In the waning minutes of the 2017 session, lawmakers approved changes to Utah’s law criminalizing polygamy, which changed the definition of the practice and increased penalties.
There was a lot of talk — and some votes for, but not enough – of issues that fell short in 2017:
House and Senate GOP leaders brought aggressive sales and income tax reform packages to their caucuses.
In the end, nothing was done – but there will be much study over the interim and in the 2018 Legislature.
Leaders wanted to place the state’s 3 percentage points of sales tax back on unprepared food and lower the 4.75 percent accordingly so there would be no overall tax hike.
They also wanted to decrease the personal income level where various exemptions phase-out. And lower the current 5 percent income tax rate so there would be no overall tax hike.
But House Republicans balked at income tax changes. And while the House GOP caucus was ready last Monday to act on sales tax reform, Speaker Greg Hughes, R-Draper, pulled the plug after new data showed the state really wouldn’t get that much – in either future funding nor base-broadening – to undertake such a big change.
There were no battles over allowing medical marijuana use or gay rights, which tore last year’s Legislature asunder.

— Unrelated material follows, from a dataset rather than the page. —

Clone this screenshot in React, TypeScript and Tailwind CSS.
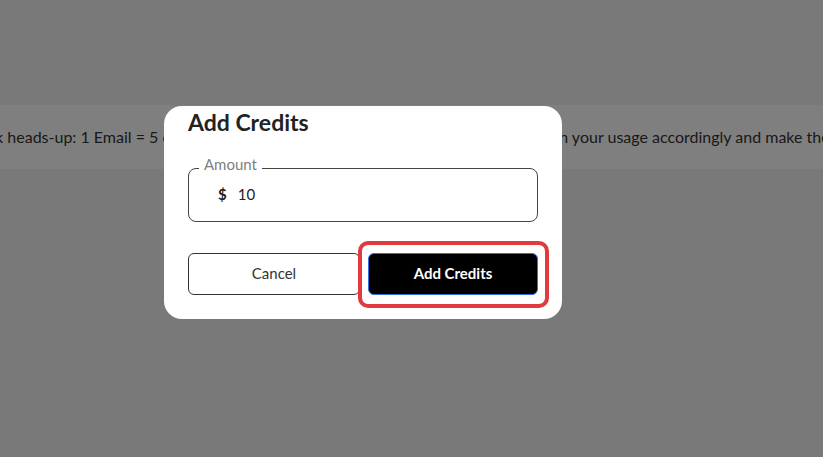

Gay rights/hate crimes were not seriously discussed, although legislators killed the prohibition on positive discussion of homosexuality during sex education, also known as the “no promo homo” law. And a few MM bills only made it easier to study the matter for a year or two more.
Falling three votes short in the Senate, after passing the House, lawmakers decided NOT to join the effort for an Article V call for a constitutional convention of the states.
Rep. Merrill Nelson’s resolution could have proven one of the most significant Utah legislative actions in years. But it didn’t happen.
Nelson, R-Grantsville, told UtahPolicy he would not run a similar attempt next year, saying the exhausting effort can be undertaken by someone else in 2018.
Attempts to weaken or even undo the dual-track system for candidates to get on the primary ballot fell short. An attempt to fix the “plurality problem” by establishing a mail-in runoff election in some primary contests was jettisoned, and a proposal to use Ranked Choice Voting in primary elections was torpedoed by the Senate.
In the end, lawmakers passed 535 pieces of legislation, which House Speaker Greg Hughes said was a record.